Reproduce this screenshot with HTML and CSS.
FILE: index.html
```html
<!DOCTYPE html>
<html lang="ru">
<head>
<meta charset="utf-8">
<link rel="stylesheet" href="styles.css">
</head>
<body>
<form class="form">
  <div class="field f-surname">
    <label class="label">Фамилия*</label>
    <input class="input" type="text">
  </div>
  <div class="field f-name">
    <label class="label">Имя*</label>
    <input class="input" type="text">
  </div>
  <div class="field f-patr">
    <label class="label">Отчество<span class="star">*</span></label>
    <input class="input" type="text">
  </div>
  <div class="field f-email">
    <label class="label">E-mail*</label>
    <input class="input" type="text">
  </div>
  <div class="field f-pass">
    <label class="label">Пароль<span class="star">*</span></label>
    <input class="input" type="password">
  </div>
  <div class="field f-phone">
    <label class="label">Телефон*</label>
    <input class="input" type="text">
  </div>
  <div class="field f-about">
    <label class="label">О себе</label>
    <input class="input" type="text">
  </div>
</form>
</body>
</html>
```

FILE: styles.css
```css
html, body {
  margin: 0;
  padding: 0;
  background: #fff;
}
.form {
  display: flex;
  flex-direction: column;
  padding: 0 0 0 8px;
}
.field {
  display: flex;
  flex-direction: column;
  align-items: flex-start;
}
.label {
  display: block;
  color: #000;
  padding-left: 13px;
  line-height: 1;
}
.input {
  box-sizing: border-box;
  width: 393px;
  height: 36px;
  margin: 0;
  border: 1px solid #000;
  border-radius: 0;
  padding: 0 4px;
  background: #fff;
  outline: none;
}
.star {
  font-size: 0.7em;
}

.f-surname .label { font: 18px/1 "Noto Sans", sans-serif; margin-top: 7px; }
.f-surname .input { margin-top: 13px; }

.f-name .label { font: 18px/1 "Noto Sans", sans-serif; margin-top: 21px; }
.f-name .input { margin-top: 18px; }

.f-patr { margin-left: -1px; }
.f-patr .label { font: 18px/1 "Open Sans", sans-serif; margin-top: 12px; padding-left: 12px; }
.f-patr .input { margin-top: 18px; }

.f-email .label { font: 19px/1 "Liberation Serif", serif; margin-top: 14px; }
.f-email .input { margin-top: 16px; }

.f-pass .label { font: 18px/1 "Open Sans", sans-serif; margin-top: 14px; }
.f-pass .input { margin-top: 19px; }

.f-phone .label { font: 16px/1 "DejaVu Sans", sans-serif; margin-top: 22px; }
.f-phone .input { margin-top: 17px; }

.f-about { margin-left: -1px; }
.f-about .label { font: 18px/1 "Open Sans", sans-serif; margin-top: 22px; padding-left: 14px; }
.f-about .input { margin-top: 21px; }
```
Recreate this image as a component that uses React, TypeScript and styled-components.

• **Problem to work on**
Reproduce the whole listing word for word.

• **Answer below**
Reproduce this screenshot with HTML and CSS.
FILE: index.html
```html
<!DOCTYPE html>
<html lang="ru">
<head>
<meta charset="utf-8">
<link rel="stylesheet" href="styles.css">
</head>
<body>
<form class="form">
  <div class="field f-surname">
    <label class="label">Фамилия*</label>
    <input class="input" type="text">
  </div>
  <div class="field f-name">
    <label class="label">Имя*</label>
    <input class="input" type="text">
  </div>
  <div class="field f-patr">
    <label class="label">Отчество<span class="star">*</span></label>
    <input class="input" type="text">
  </div>
  <div class="field f-email">
    <label class="label">E-mail*</label>
    <input class="input" type="text">
  </div>
  <div class="field f-pass">
    <label class="label">Пароль<span class="star">*</span></label>
    <input class="input" type="password">
  </div>
  <div class="field f-phone">
    <label class="label">Телефон*</label>
    <input class="input" type="text">
  </div>
  <div class="field f-about">
    <label class="label">О себе</label>
    <input class="input" type="text">
  </div>
</form>
</body>
</html>
```

FILE: styles.css
```css
html, body {
  margin: 0;
  padding: 0;
  background: #fff;
}
.form {
  display: flex;
  flex-direction: column;
  padding: 0 0 0 8px;
}
.field {
  display: flex;
  flex-direction: column;
  align-items: flex-start;
}
.label {
  display: block;
  color: #000;
  padding-left: 13px;
  line-height: 1;
}
.input {
  box-sizing: border-box;
  width: 393px;
  height: 36px;
  margin: 0;
  border: 1px solid #000;
  border-radius: 0;
  padding: 0 4px;
  background: #fff;
  outline: none;
}
.star {
  font-size: 0.7em;
}

.f-surname .label { font: 18px/1 "Noto Sans", sans-serif; margin-top: 7px; }
.f-surname .input { margin-top: 13px; }

.f-name .label { font: 18px/1 "Noto Sans", sans-serif; margin-top: 21px; }
.f-name .input { margin-top: 18px; }

.f-patr { margin-left: -1px; }
.f-patr .label { font: 18px/1 "Open Sans", sans-serif; margin-top: 12px; padding-left: 12px; }
.f-patr .input { margin-top: 18px; }

.f-email .label { font: 19px/1 "Liberation Serif", serif; margin-top: 14px; }
.f-email .input { margin-top: 16px; }

.f-pass .label { font: 18px/1 "Open Sans", sans-serif; margin-top: 14px; }
.f-pass .input { margin-top: 19px; }

.f-phone .label { font: 16px/1 "DejaVu Sans", sans-serif; margin-top: 22px; }
.f-phone .input { margin-top: 17px; }

.f-about { margin-left: -1px; }
.f-about .label { font: 18px/1 "Open Sans", sans-serif; margin-top: 22px; padding-left: 14px; }
.f-about .input { margin-top: 21px; }
```
Recreate this image as a component that uses React, TypeScript and styled-components.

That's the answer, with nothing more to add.